BioWorld International Correspondent
PARIS Genset SA plans to start clinical trials of the anti-obesity compound Famoxin in October and hopes to obtain initial results before the end of this year.
Under an agreement signed in December, the company subcontracted Eurogentec, of Liège, Belgium, to manufacture the protein, having had trouble itself in producing biologically active samples on a reproducible basis as it attempted to optimize and scale up its production process. Eurogentec just delivered its first batch of the protein and Genset will test its biological activity on both glucose and lipid metabolism over the next few weeks.

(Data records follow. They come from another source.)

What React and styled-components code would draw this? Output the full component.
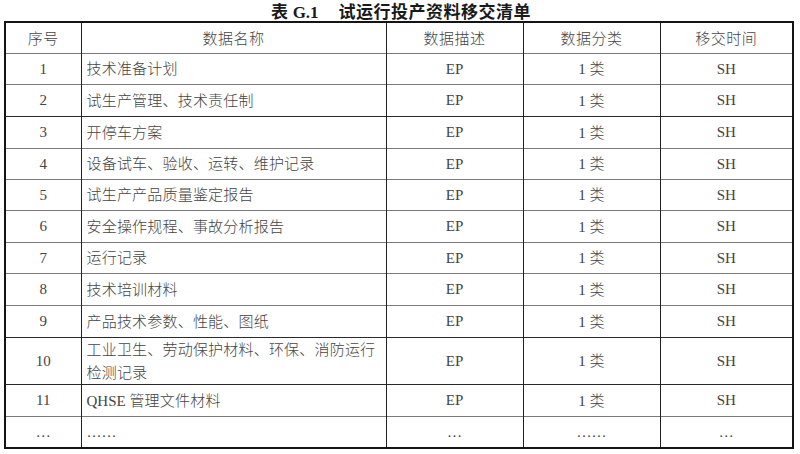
import React from "react";
import styled, { createGlobalStyle } from "styled-components";

const Global = createGlobalStyle`
  html, body { margin: 0; padding: 0; background: #fff; }
  body { font-family: "Liberation Serif", "Noto Sans CJK SC", serif; color: #2a2a2a; }
`;

const Page = styled.div`
  width: 800px;
  height: 454px;
  display: flex;
  flex-direction: column;
  align-items: stretch;
  padding: 0 8px 0 4px;
  box-sizing: border-box;
`;

const Title = styled.div`
  height: 21px;
  box-sizing: border-box;
  padding: 1px 0 0 6px;
  display: flex;
  justify-content: center;
  align-items: flex-start;
  gap: 20px;
  font-size: 17px;
  font-weight: bold;
  line-height: 19px;
  color: #1a1a1a;
`;

const TitleNo = styled.span`
  font-family: "Liberation Serif", "Noto Sans CJK SC", serif;
`;

const TitleZh = styled.span`
  font-family: "Noto Sans CJK SC", sans-serif;
  font-weight: 700;
  letter-spacing: 0.5px;
`;

const Table = styled.table`
  border-collapse: collapse;
  width: 788px;
  table-layout: fixed;
  border: 2px solid #141414;
`;

const Row = styled.tr`
  height: ${(p) => p.$h}px;
  border-bottom: 1px solid ${(p) => (p.$strong ? "#2a2a2a" : "#7a7a7a")};
`;

const Cell = styled.td`
  border-left: 1.5px solid #222;
  padding: 0 ${(p) => (p.$left ? "5px" : "2px")};
  text-align: ${(p) => (p.$left ? "left" : "center")};
  vertical-align: middle;
  font-size: 15px;
  font-weight: 400;
  line-height: 22px;
  font-family: "Liberation Serif", "Noto Sans CJK SC", serif;
  color: #444;
  overflow: hidden;
`;

const Head = styled(Cell).attrs({ as: "th" })`
  font-family: "Noto Sans CJK SC", sans-serif;
  font-weight: 300;
  letter-spacing: 0.5px;
`;

const Zh = styled.span`
  font-family: "Noto Sans CJK SC", sans-serif;
  font-weight: 300;
  letter-spacing: 0.2px;
`;

const rows = [
  ["1", "技术准备计划", 31, false],
  ["2", "试生产管理、技术责任制", 32, true],
  ["3", "开停车方案", 32, false],
  ["4", "设备试车、验收、运转、维护记录", 31, false],
  ["5", "试生产产品质量鉴定报告", 31, false],
  ["6", "安全操作规程、事故分析报告", 32, false],
  ["7", "运行记录", 31, false],
  ["8", "技术培训材料", 32, false],
  ["9", "产品技术参数、性能、图纸", 32, true],
  ["10", "工业卫生、劳动保护材料、环保、消防运行检测记录", 46, true],
  ["11", null, 32, false],
];

export default function App() {
  return (
    <Page>
      <Global />
      <Title>
        <span>
          <TitleZh>表</TitleZh> <TitleNo>G.1</TitleNo>
        </span>
        <TitleZh>试运行投产资料移交清单</TitleZh>
      </Title>
      <Table>
        <colgroup>
          <col style={{ width: 76 }} />
          <col style={{ width: 305 }} />
          <col style={{ width: 137 }} />
          <col style={{ width: 137 }} />
          <col style={{ width: 133 }} />
        </colgroup>
        <tbody>
          <Row $h={31}>
            <Head>序号</Head>
            <Head>数据名称</Head>
            <Head>数据描述</Head>
            <Head>数据分类</Head>
            <Head>移交时间</Head>
          </Row>
          {rows.map(([no, name, h, strong]) => (
            <Row key={no} $h={h} $strong={strong}>
              <Cell>{no}</Cell>
              <Cell $left>
                {name ? (
                  <Zh>{name}</Zh>
                ) : (
                  <>
                    QHSE <Zh>管理文件材料</Zh>
                  </>
                )}
              </Cell>
              <Cell>EP</Cell>
              <Cell>
                1 <Zh>类</Zh>
              </Cell>
              <Cell>SH</Cell>
            </Row>
          ))}
          <Row $h={32}>
            <Cell>…</Cell>
            <Cell $left>……</Cell>
            <Cell>…</Cell>
            <Cell>……</Cell>
            <Cell>…</Cell>
          </Row>
        </tbody>
      </Table>
    </Page>
  );
}
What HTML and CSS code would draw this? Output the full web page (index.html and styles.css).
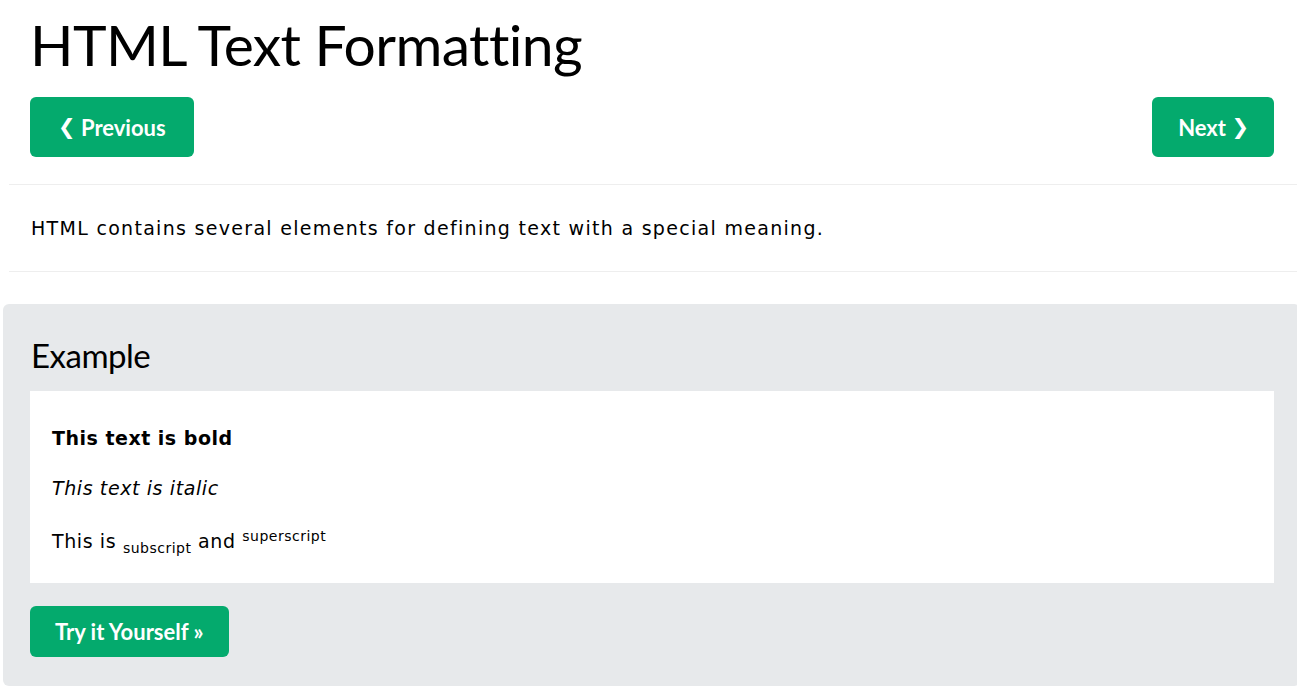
FILE: index.html
```html
<!DOCTYPE html>
<html lang="en">
<head>
<meta charset="utf-8">
<title>HTML Text Formatting</title>
<link rel="stylesheet" href="styles.css">
</head>
<body>
<div class="top">
  <h1 class="title">HTML Text Formatting</h1>
  <div class="nav">
    <a class="btn btn-prev" href="#"><span class="chev">&#10094;</span> Previous</a>
    <a class="btn btn-next" href="#">Next <span class="chev">&#10095;</span></a>
  </div>
</div>
<hr class="rule rule-first">
<p class="intro">HTML contains several elements for defining text with a special meaning.</p>
<hr class="rule">
<div class="example">
  <h2 class="example-title">Example</h2>
  <div class="example-box">
    <p class="line"><b>This text is bold</b></p>
    <p class="line"><i>This text is italic</i></p>
    <p class="line line-script">This is <sub>subscript</sub> and <sup>superscript</sup></p>
  </div>
  <a class="btn btn-try" href="#">Try it Yourself &raquo;</a>
</div>
</body>
</html>
```

FILE: styles.css
```css
html, body {
  margin: 0;
  padding: 0;
  background: #fff;
  overflow: hidden;
}
body {
  font-family: "DejaVu Sans", Verdana, sans-serif;
  font-size: 19px;
  letter-spacing: 1.3px;
  color: #000;
  width: 1297px;
}
.top {
  padding: 0 23px 0 30px;
}
.title {
  font-family: "Lato", "Noto Sans", sans-serif;
  font-weight: 400;
  font-variant-ligatures: none;
  letter-spacing: -0.6px;
  font-size: 57px;
  line-height: 72px;
  margin: 8px 0 17px 0;
}
.nav {
  display: flex;
  justify-content: space-between;
}
.btn {
  display: inline-flex;
  align-items: center;
  justify-content: center;
  height: 60px;
  padding: 0 26px;
  box-sizing: border-box;
  background: #04AA6D;
  color: #fff;
  text-decoration: none;
  border-radius: 6px;
  font-family: "Lato", sans-serif;
  font-weight: 700;
  font-size: 22px;
  letter-spacing: 0;
  white-space: pre;
}
.btn-prev {
  padding: 0 28px 0 28px;
}
.btn-next {
  padding: 0 25px 0 26px;
}
.chev {
  font-family: "DejaVu Sans", sans-serif;
  font-weight: 700;
  font-size: 21px;
}
.rule {
  border: 0;
  border-top: 1px solid #eeeeee;
  margin: 0 0 0 9px;
}
.rule-first {
  margin-top: 27px;
}
.intro {
  margin: 0;
  padding: 0 0 0 31px;
  height: 86px;
  line-height: 86px;
}
.example {
  margin: 32px -3px 0 3px;
  background: #E7E9EB;
  border-radius: 6px;
  padding: 1px 26px 29px 27px;
}
.example-title {
  font-family: "Lato", "Noto Sans", sans-serif;
  font-weight: 400;
  letter-spacing: -0.5px;
  font-size: 33px;
  margin: 28px 0 14px 1px;
  line-height: 44px;
}
.example-box {
  background: #fff;
  padding: 22px 22px 17px;
  letter-spacing: 0.6px;
}
.example-box b {
  letter-spacing: 0.5px;
}
.line {
  margin: 0;
  line-height: 50px;
  font-size: 19px;
}
.line-script {
  padding-top: 3px;
}
sub, sup {
  font-size: 14px;
  line-height: 0;
  letter-spacing: 0.5px;
}
.btn-try {
  margin-top: 23px;
  height: 51px;
  padding: 0 25px;
  font-size: 22px;
}
```
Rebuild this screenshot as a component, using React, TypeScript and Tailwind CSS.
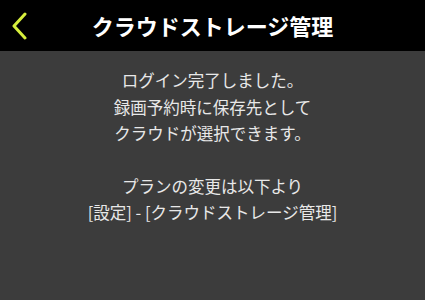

Genset’s internal difficulties in producing Famoxin have delayed its development, since the company originally intended to initiate clinical trials by the end of 2001. In July it said the target date had been pushed back to the middle of 2002, and that now has slipped by a few more months.
The Paris-based company’s external communications manager, Karine Pagès, told BioWorld International that two Phase I trials in healthy volunteers will be carried out, one of which will test the drug’s tolerance and the other to demonstrate its activity as regards sensitivity to insulin and lipid metabolism.
Metabolic disorders are one of two therapeutic areas, along with central nervous system diseases, in which Genset is focusing its drug development activities. Since late 2001 it has selected and annotated 60 putative secreted protein candidates from its library of thousands of full-length cDNAs that have therapeutic potential for metabolic disorders. Having sub-cloned them in an expression vector, the company is expressing the proteins and confirming biologically whether they are effectively secreted proteins.
After that, they will be tested for their potential role in metabolic disorders at the San Diego research center of Genset Inc., the company’s U.S. subsidiary. The active proteins could then be licensed out to other biopharmaceutical companies for development in therapeutic areas other than metabolism.
One example of that strategy was the licensing agreement concluded with Ricerca LLC, of Concord, Ohio, in March, giving it rights in oncology to a new protein, RAP-3, which was found by Genset to have potential activity in treating cancer as well as metabolic diseases.
Meanwhile, Genset has been granted a patent in the United States for its drug discovery technology. The U.S. Patent and Trademark Office issued Patent No. 6,291,182 covering methods, algorithms and software for identifying regions of the genome that contain a gene associated with any detectable trait. Genset said it is the first patent to cover biostatistical methods for confirming that a candidate genomic region harbors a gene associated with a detectable trait based on the frequency of single nucleotide polymorphism combinations known as haplotypes. The company said that many researchers now consider haplotypes to be superior to individual SNPs for the discovery of disease-related genes.
At the same time, the French company has been granted the right to apply for a U.S. patent relating to the g72 gene, a new entry point for the treatment of schizophrenia and bipolar disorder. The g72 gene was discovered as part of Genset’s joint research program with Janssen Pharmaceutica NV, a Belgium-based division of Johnson & Johnson with which Genset entered a research collaboration in September 1996 for the discovery of genes associated with schizophrenia.
The association of the g72 gene with schizophrenia was established through genotyping and biostatistical analysis, and then confirmed in a separate population using an additional, well-characterized clinical collection from schizophrenic cases and controls. Genset said the discovery of the gene revealed a novel biochemical pathway with new potential targets. Chairman and CEO André Pernet said it is only one of several promising discoveries in the field of CNS disorders the company is working on.
Genset also announced its financial results for the first quarter of 2002, when its net loss fell to EUR13.7 million (US$11.9 million) from EUR17.6 million in the corresponding three months of 2001. The only revenues earned during the period (EUR5 million) came from the sale of oligonucleotides, a business that was sold to the Poligo division of the German chemical company Degussa, of Düsseldorf, for EUR25 million in April. As of March 31, the company had cash and liquid investments totaling EUR6.8 million. But in April it received an initial payment of EUR21.9 million from Poligo and sold its 10 percent shareholding in Ceres, a Los Angeles-based plant genomics company, for EUR16.4 million. Its reserves now have swelled to EUR43.9 million.